Zudem werden von Spira vor allem Menschen vorgeführt, die aufgrund ihres Alters die Mechanismen, Regeln und Gesetze des Mediums Fernsehen nicht wirklich verstehen. Ihnen fehlt die Medienkompetenz, wie es neudeutsch heißt. Sie glauben ernsthaft, bei dieser Sendung geht es in erster Linie um Partnervermittlung, also um eine gute Sache. Der Zynismus, der diese ganze Show durchdringt, scheint ihnen völlig zu entgehen. Dieser Zynismus, der bis hin zur Menschenverachtung geht, ist in der TV- und Unterhaltunsgbranche weit verbreitet und gehört dort oft zum guten Ton. Der bekannte Medienmanager Hans Mahr hat in einem Seminar angehenden Moderatoren einmal empfohlen, ihr Publikum zumindest ein bisschen zu mögen. Er wusste, warum er das sagte. Niemand aus dem Team von Frau Spira würde auch nur eine Sekunde lang einen Gedanken darauf verschwenden, jemals selbst bei so einer Show mitzumachen. Man ist doch nicht blöd. Wenn solche Leute verzweifelt einen Partner suchen, dann sicher nicht in aller Öffentlichkeit und zum Gaudium der TV-Nation, sondern, wie man das eben so macht, bequem und diskret via parship oder anderer seriöser Partnervermittlungen im Internet.
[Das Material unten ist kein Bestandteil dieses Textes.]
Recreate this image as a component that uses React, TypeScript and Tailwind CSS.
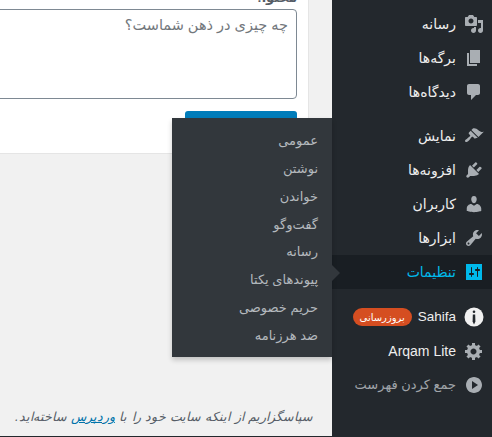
import type { ReactNode } from "react";

const font = "font-['Liberation_Sans','DejaVu_Sans',sans-serif]";

const flyoutItems = ["عمومی", "نوشتن", "خواندن", "گفت‌وگو", "رسانه", "پیوندهای یکتا", "حریم خصوصی", "ضد هرزنامه"];

function Dash({ d, className = "h-5 w-5 fill-[#a9aeb3]" }: { d: string; className?: string }) {
  return (
    <svg viewBox="0 0 20 20" className={className}>
      <path d={d} />
    </svg>
  );
}

const icons = {
  media:
    "M13 11V4c0-.55-.45-1-1-1h-1.670L9 1H5L3.670 3H2c-.55 0-1 .45-1 1v7c0 .55.45 1 1 1h10c.55 0 1-.45 1-1zM7 4.500c1.380 0 2.500 1.120 2.500 2.500S8.380 9.500 7 9.500 4.500 8.380 4.500 7 5.620 4.500 7 4.500zM14 6h5v10.500c0 1.380-1.120 2.500-2.500 2.500S14 17.880 14 16.500s1.120-2.500 2.500-2.500c.17 0 .34.020.5.050V9h-3V6zm-4 8.050V13h2v3.500c0 1.380-1.120 2.500-2.500 2.500S7 17.880 7 16.500 8.120 14 9.500 14c.17 0 .34.020.5.050z",
  page: "M6 15V2h10v13H6zm-1 1h8v2H3V5h2v11z",
  comment: "M5 2h9c1.100 0 2 .9 2 2v7c0 1.100-.9 2-2 2h-2l-5 5v-5H5c-1.100 0-2-.9-2-2V4c0-1.100.9-2 2-2z",
  brush:
    "M14.480 11.060L7.410 3.990l1.500-1.500c.5-.56 2.300-.47 3.510.32 1.210.8 1.430 1.280 2.910 2.100 1.180.64 2.450 1.260 4.450.85zm-.71.71L6.700 4.700 4.930 6.470c-.39.39-.39 1.020 0 1.410l1.060 1.060c.39.39.39 1.030 0 1.420-.6.6-1.430 1.110-2.210 1.690-.35.26-.7.53-1.010.84C1.430 13.230.4 14.750 1.370 15.700s2.470-.07 3.800-1.400c.31-.31.58-.66.85-1.020.57-.78 1.080-1.600 1.690-2.210.39-.39 1.020-.39 1.410 0l1.060 1.060c.39.39 1.020.39 1.410 0z",
  plug:
    "M13.110 4.360L9.870 7.600 8 5.730l3.240-3.240c.35-.34 1.050-.2 1.560.32.52.51.66 1.210.31 1.550zm-8 1.770l.91-1.120 9.010 9.010-1.190.84c-.71.71-2.630 1.160-3.820 1.160H6.140L4.900 17.260c-.59.59-1.540.59-2.120 0-.59-.58-.59-1.530 0-2.120l1.240-1.240v-3.880c0-1.130.4-3.190 1.090-3.890zm7.260 3.970l3.240-3.240c.34-.35 1.040-.21 1.550.31.52.51.66 1.210.31 1.550l-3.240 3.250z",
  user:
    "M10 9.250c-2.270 0-2.730-3.440-2.730-3.440C7 4.020 7.820 2 9.970 2c2.160 0 2.980 2.020 2.710 3.810 0 0-.41 3.440-2.680 3.440zm0 2.570L12.720 10c2.390 0 4.520 2.330 4.520 4.530v2.490s-3.650 1.130-7.240 1.130c-3.650 0-7.240-1.130-7.240-1.130v-2.490c0-2.250 1.940-4.480 4.470-4.480z",
  wrench:
    "M16.680 9.770c-1.340 1.340-3.300 1.670-4.950.99l-5.410 6.520c-.99.99-2.590.99-3.580 0s-.99-2.590 0-3.570l6.520-5.420c-.68-1.650-.35-3.610.99-4.950 1.280-1.280 3.120-1.620 4.720-1.060l-2.890 2.890 2.820 2.820 2.860-2.870c.53 1.580.18 3.390-1.080 4.650zM3.810 16.210c.4.39 1.040.39 1.430 0 .4-.4.4-1.040 0-1.430-.39-.4-1.030-.4-1.430 0-.39.39-.39 1.030 0 1.430z",
  settings:
    "M18 18V2H2v16h16zM8 11h1c.55 0 1 .45 1 1s-.45 1-1 1H8v1.500c0 .28-.22.5-.5.5s-.5-.22-.5-.5V13H6c-.55 0-1-.45-1-1s.45-1 1-1h1V5.500c0-.28.22-.5.5-.5s.5.22.5.5V11zm5-2h-1c-.55 0-1-.45-1-1s.45-1 1-1h1V5.500c0-.28.22-.5.5-.5s.5.22.5.5V7h1c.55 0 1 .45 1 1s-.45 1-1 1h-1v5.500c0 .28-.22.5-.5.5s-.5-.22-.5-.5V9z",
  cog:
    "M18 12h-2.180c-.17.7-.44 1.350-.81 1.930l1.540 1.540-2.100 2.100-1.540-1.540c-.58.36-1.230.64-1.910.81V19H8v-2.180c-.68-.17-1.330-.45-1.910-.81l-1.540 1.540-2.120-2.120 1.540-1.540c-.36-.58-.64-1.230-.81-1.910H.98V9h2.170c.17-.68.45-1.330.81-1.910L2.440 5.550l2.120-2.120L6.100 4.970c.58-.36 1.230-.64 1.910-.81V2h3v2.170c.68.17 1.330.45 1.910.81l1.540-1.540 2.120 2.120-1.540 1.540c.36.58.64 1.230.81 1.910H18v3zm-8.500 1.500c1.660 0 3-1.340 3-3s-1.340-3-3-3-3 1.340-3 3 1.340 3 3 3z",
  collapse: "M10 2c4.420 0 8 3.580 8 8s-3.580 8-8 8-8-3.580-8-8 3.580-8 8-8zM8 6v8l6-4z",
};

function InfoIcon() {
  return (
    <svg viewBox="0 0 20 20" className="h-[20px] w-[20px]">
      <circle cx="10" cy="10" r="9.500" fill="#f1f1f1" />
      <circle cx="10" cy="4.800" r="1.300" fill="#23282d" />
      <path d="M8.800 7.500h2.400l.2 7L10 17.500l-1.400-3z" fill="#23282d" />
    </svg>
  );
}

function Row({
  icon,
  label,
  className = "text-[14px] text-[#eeeeee]",
}: {
  icon: ReactNode;
  label: ReactNode;
  className?: string;
}) {
  return (
    <div className={`flex h-[34px] items-center ${className}`}>
      <div className="flex w-[36px] shrink-0 items-center justify-center">{icon}</div>
      {label}
    </div>
  );
}

export default function App() {
  return (
    <div className={`relative flex h-[437px] w-[492px] overflow-hidden bg-[#f1f1f1] ${font}`}>
      <main dir="rtl" className="flex w-[332px] shrink-0 flex-col justify-between border-b border-[#23282d]">
        <div className="ml-[-10px] mr-[23px] h-[154px] border-b border-l border-r border-[#e5e5e5] bg-white pr-[11px]">
          <div className="mt-[-12px] h-[21px] text-[13px] font-bold text-[#555d66]">محتوا:</div>
          <div className="h-[90px] rounded-[4px] border border-[#7e8993] px-[8px] py-[5px] text-[14.500px] text-[#72777c]">
            چه چیزی در ذهن شماست؟
          </div>
          <div className="mt-[12px] h-[30px] w-[112px] rounded-[3px] bg-[#007cba]" />
        </div>
        <p className="pb-[9px] pr-[19px] text-[12.600px] italic text-[#555d66] [word-spacing:0.8px]">
          سپاسگزاریم از اینکه سایت خود را با{" "}
          <span className="text-[#0073aa] underline">وردپرس</span> ساخته‌اید.
        </p>
      </main>

      <aside dir="rtl" className="w-[160px] shrink-0 bg-[#23282d] pt-[7px]">
        <Row icon={<Dash d={icons.media} />} label="رسانه" />
        <Row icon={<Dash d={icons.page} />} label="برگه‌ها" />
        <Row icon={<Dash d={icons.comment} />} label="دیدگاه‌ها" />
        <Row className="mt-[10px] text-[14px] text-[#eeeeee]" icon={<Dash d={icons.brush} />} label="نمایش" />
        <Row icon={<Dash d={icons.plug} />} label="افزونه‌ها" />
        <Row icon={<Dash d={icons.user} />} label="کاربران" />
        <Row icon={<Dash d={icons.wrench} />} label="ابزارها" />
        <Row
          className="bg-[#191e23] text-[14px] text-[#00b9eb]"
          icon={<Dash d={icons.settings} className="h-5 w-5 fill-[#00b9eb]" />}
          label="تنظیمات"
        />
        <Row
          className="mt-[11px] text-[14px] text-[#eeeeee]"
          icon={<InfoIcon />}
          label={
            <div className="flex items-center gap-[6px]">
              <span className="text-[13.500px]">Sahifa</span>
              <span className="flex h-[18px] w-[59px] items-center justify-center rounded-[9px] bg-[#d54e21] text-[10px] text-white">
                بروزرسانی
              </span>
            </div>
          }
        />
        <Row icon={<Dash d={icons.cog} />} label="Arqam Lite" />
        <Row
          className="text-[13px] text-[#a0a5aa]"
          icon={<Dash d={icons.collapse} />}
          label="جمع کردن فهرست"
        />
      </aside>

      <div
        dir="rtl"
        className="absolute left-[172px] top-[118px] h-[239px] w-[160px] bg-[#32373c] pr-[14px] pt-[9px] text-[13px] text-[#b4b9be] shadow-[0_3px_5px_rgba(0,0,0,0.2)]"
      >
        {flyoutItems.map((item) => (
          <div key={item} className="flex h-[27.800px] items-center">
            {item}
          </div>
        ))}
      </div>
      <div className="absolute left-[332px] top-[265px] h-0 w-0 border-y-[8px] border-l-[8px] border-y-transparent border-l-[#32373c]" />
    </div>
  );
}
Natürlich ist die Sendung für einen Teil des Publikums eine ernsthafte Kuppelshow. Die eigentliche Zielgruppe ist jedoch eine andere. Das sind jene, die Spiras Panoptikum brauchen, um sich immer wieder aufs Neue bestätigen zu lassen, dass sie dem dummen Durchschnittsösterreicher in jeder Hinsicht weit überlegen sind. Mundl auf echt. Ein steter Quell der Freude und Unterhaltung für Pseudointellektuelle und Bobos.

Wenn dann der Kameramann auch noch die goldene Plastikgondel aus Venedig, die auf einem gehäkelten Deckchen am Schrank vor der Palmen-Fototapete steht, bildfüllend heranzoomt, dann gehört das zu den Höhepunkten dieser tristen Show. Das soll beim Publikum eine Mischung aus Überlegenheitsgefühl, Belustigung und etwas Ekel erzeugen.

Da hilft es auch nicht, wenn man zu Beginn der neuen Staffel Paare präsentiert, die durch diese Sendung zusammengefunden haben. Natürlich ist diese Kritik nicht neu, sie ist genauso alt wie die Serie selbst. Doch Spira und der ORF haben nie drauf reagiert. Schließlich stimmt die Quote. Sich auf Kosten anderer zu amüsieren funktioniert eben fast immer. Das Format würde allerdings besser zu RTL2, als zu einem gebührenfinanzierten öffentlich-rechtlichen Sender passen.